‘Espero que a lição seja a necessidade de se preparar’
Claudia Yoshinaga, coordenadora do Centro de Estudos em Finanças da FGV Para professora da FGV, uma das explicações para o fato de o brasileiro não ter o costume de poupar é o trauma da hiperinflação
Diferentemente da crise de 2008 e 2009, que globalmente atingiu mais os trabalhadores ligados ao mercado financeiro, a pandemia devastou praticamente todos os setores da economia. Daí, seu poder de transformar os costumes do brasileiro e intensificar um movimento que começava a ganhar força – a procura por informações para se investir.
“Essa crise da covid veio muito rápido, atingiu o mundo inteiro, afetou a economia real”, diz Claudia Yoshinaga, coordenadora do Centro de Estudos em Finanças da Escola de Administração da FGV. “Espero que a grande lição que tenha ficado é essa necessidade de se preparar e ter uma aposentadoria”, afirma. Leia, a seguir, os principais trechos da entrevista:
• Como é o comportamento financeiro dos brasileiros, comparado com o de pessoas de outras nacionalidades?
Se a gente for pensar no histórico, o brasileiro não é um povo poupador. O curioso é que o parâmetro para definir se as pessoas vão guardar dinheiro ou gastar é a taxa de juros. Em teoria, quanto maior a taxa de juros, maior a remuneração para você postergar o consumo. Haveria um incentivo maior para as pessoas guardarem do que para consumirem hoje. Temos um passado de taxa de juros real bem alta. Mesmo assim, não tínhamos o hábito de guardar dinheiro. Claro que, muitas vezes, o rendimento das famílias não é suficiente para a subsistência, quem dirá para guardar. Ainda assim, em relação a outros países do mundo, o brasileiro tem pouco hábito de poupança.
• Por quê? Claro que é um problema as pessoas não ganharem o suficiente para as despesas básicas. Mas, pensando do lado comportamental, diria que o trauma dos tempos da hiperinflação talvez explique muito. Nessa época, as pessoas recebiam e corriam para os supermercados, porque segurar o salário por um dia significava comprar menos latas de óleo. Podemos ter moldado no brasileiro essa cultura de que não vale a pena guardar dinheiro.
• A pandemia pode mudar isso?
Sim. A pandemia veio muito inesperada e dura. Para parte da população, houve um choque muito forte de queda de receita – em alguns casos, de 100%. Se podemos dizer que houve algo positivo em relação às finanças, talvez tenha sido o alerta criado em relação à necessidade de se ter uma reserva de emergência para sobreviver a períodos inesperados.

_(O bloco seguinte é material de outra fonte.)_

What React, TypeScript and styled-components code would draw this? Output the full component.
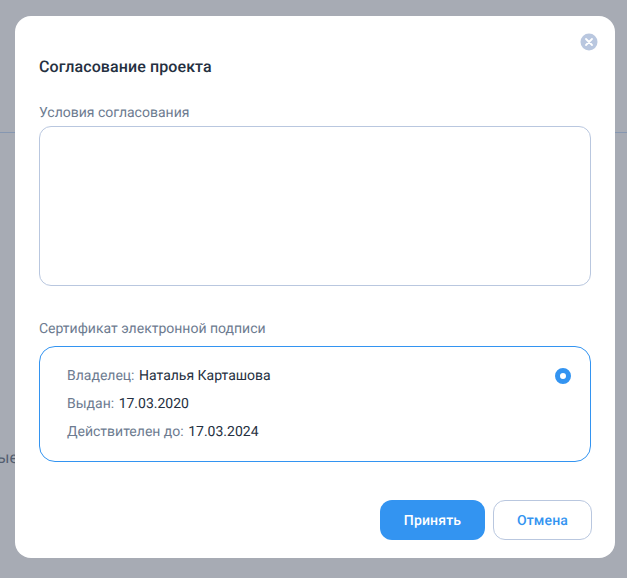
import React, { useState } from 'react';
import styled, { createGlobalStyle, css } from 'styled-components';

const GlobalStyle = createGlobalStyle`
  *, *::before, *::after { box-sizing: border-box; }
  body {
    margin: 0;
    overflow: hidden;
    background: #a7abb4;
    font-family: Roboto, 'Liberation Sans', sans-serif;
    font-size: 14px;
    color: #253041;
    text-rendering: geometricPrecision;
  }
`;

const Page = styled.div`
  position: relative;
  display: flex;
  justify-content: center;
  align-items: flex-start;
  height: 578px;
  width: 627px;
  padding: 16px 12px 0 15px;
  overflow: hidden;
`;

const Backdrop = styled.div`
  position: absolute;
  inset: 0;
  padding-top: 132px;
`;

const BackdropRule = styled.div`
  height: 1px;
  background: #8697b1;
`;

const BackdropText = styled.div`
  width: 18px;
  margin-top: 315px;
  display: flex;
  justify-content: flex-end;
  font-size: 16px;
  line-height: 20px;
  color: #535e70;
`;

const Modal = styled.form`
  position: relative;
  display: flex;
  flex-direction: column;
  width: 600px;
  height: 542px;
  padding: 41px 24px 18px;
  border-radius: 16px;
  background: #fff;
`;

const CloseButton = styled.button`
  position: absolute;
  top: 17px;
  right: 17px;
  width: 18px;
  height: 18px;
  padding: 0;
  border: 0;
  background: none;
  cursor: pointer;

  svg { display: block; }
`;

const Title = styled.h1`
  margin: 0 0 26px;
  font-size: 16px;
  font-weight: 500;
  line-height: 20px;
  letter-spacing: 0.1px;
`;

const Label = styled.label<{ $gap: number }>`
  display: block;
  margin-bottom: ${({ $gap }) => $gap}px;
  line-height: 20px;
  color: #6d7b90;
`;

const Terms = styled.textarea`
  display: block;
  flex: none;
  width: 552px;
  height: 160px;
  margin: 0 0 33px;
  padding: 12px;
  border: 1px solid #b9c7df;
  border-radius: 12px;
  outline: none;
  resize: none;
  font: inherit;
`;

const Certificate = styled.div`
  display: flex;
  justify-content: space-between;
  width: 552px;
  height: 116px;
  padding: 15px 19px 13px 27px;
  border: 1px solid #3394f1;
  border-radius: 16px;
`;

const Details = styled.dl`
  margin: 0;
`;

const Detail = styled.div`
  display: flex;
  gap: 4.5px;
  line-height: 28px;
`;

const Term = styled.dt`
  color: #6d7b90;
`;

const Value = styled.dd`
  margin: 0;
`;

const Radio = styled.span`
  width: 16px;
  height: 16px;
  margin-top: 6px;
  border: 5px solid #3394f1;
  border-radius: 50%;
`;

const Actions = styled.div`
  display: flex;
  justify-content: flex-end;
  gap: 8px;
  margin: auto -1px 0 0;
`;

const Button = styled.button<{ $primary?: boolean; $width: number }>`
  width: ${({ $width }) => $width}px;
  height: 40px;
  padding: 2px 0 0;
  border-radius: 12px;
  font: 500 14px/20px Roboto, 'Liberation Sans', sans-serif;
  letter-spacing: 0.15px;
  text-rendering: inherit;
  cursor: pointer;
  ${({ $primary }) =>
    $primary
      ? css`
          border: 0;
          background: #3394f1;
          color: #fff;
        `
      : css`
          border: 1px solid #b9c7df;
          background: #fff;
          color: #3394f1;
        `}
`;

const details = [
  ['Владелец:', 'Наталья Карташова'],
  ['Выдан:', '17.03.2020'],
  ['Действителен до:', '17.03.2024'],
];

export default function App() {
  const [terms, setTerms] = useState('');

  return (
    <>
      <GlobalStyle />
      <Page>
        <Backdrop>
          <BackdropRule />
          <BackdropText>ые</BackdropText>
        </Backdrop>
        <Modal onSubmit={(e) => e.preventDefault()}>
          <CloseButton type="button" aria-label="Закрыть">
            <svg width="18" height="18" viewBox="0 0 18 18" fill="none">
              <circle cx="9" cy="9" r="8.5" fill="#b9c7df" />
              <path d="M6 6l6 6M12 6l-6 6" stroke="#fff" strokeWidth="1.8" strokeLinecap="round" />
            </svg>
          </CloseButton>
          <Title>Согласование проекта</Title>
          <Label htmlFor="terms" $gap={3}>Условия согласования</Label>
          <Terms id="terms" value={terms} onChange={(e) => setTerms(e.target.value)} />
          <Label as="div" $gap={7}>Сертификат электронной подписи</Label>
          <Certificate>
            <Details>
              {details.map(([term, value]) => (
                <Detail key={term}>
                  <Term>{term}</Term>
                  <Value>{value}</Value>
                </Detail>
              ))}
            </Details>
            <Radio />
          </Certificate>
          <Actions>
            <Button type="submit" $primary $width={105}>Принять</Button>
            <Button type="button" $width={99}>Отмена</Button>
          </Actions>
        </Modal>
      </Page>
    </>
  );
}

• Já tivemos outras crises antes. Por que essa seria capaz de provocar uma mudança? Gosto de comparar essa crise com a de 2008. Aquela crise afetou essencialmente quem tinha dinheiro no banco e investimentos. Essa crise da covid veio muito rápido, atingiu o mundo inteiro, afetou a economia real. As pessoas começaram a ter de ficar trancadas em casa, perderam seus empregos. Não foi apenas um grupo que trabalhava no mercado financeiro. Espero que a grande lição que tenha ficado seja essa necessidade de se preparar e ter uma aposentadoria.
• Um pouco antes da pandemia, já não havia um movimento de maior interesse das pessoas por finanças pessoais?
Acho que sim. Diria que as redes sociais têm a sua influência. A quantidade de vídeos, YouTube, Instagram ou variantes disso onde se discute finanças é muito grande. Hoje, existe não só a figura do influenciador, mas do influenciador financeiro, se é que a gente pode chamar assim. Então, a própria difusão desses assuntos, que estão mais perto das pessoas por meio de redes sociais, acaba sendo um motivador muito grande. Antes, talvez houvesse uma barreira muito grande, as pessoas imaginavam: ‘Não tenho dinheiro o bastante. Então, isso de investimentos não é para mim’. Essas redes, por meio dos influenciadores, acabam diminuindo a distância e mostrando que não é preciso ser milionário para ser investidor. Você pode começar com um pouquinho. Mas pode ter um risco grande também, porque nas redes qualquer um pode sair aparecendo e falando o que quiser. Não existe filtro. Então, às vezes pode ser um pouco perigoso. Mas é claro que isso ajuda na difusão.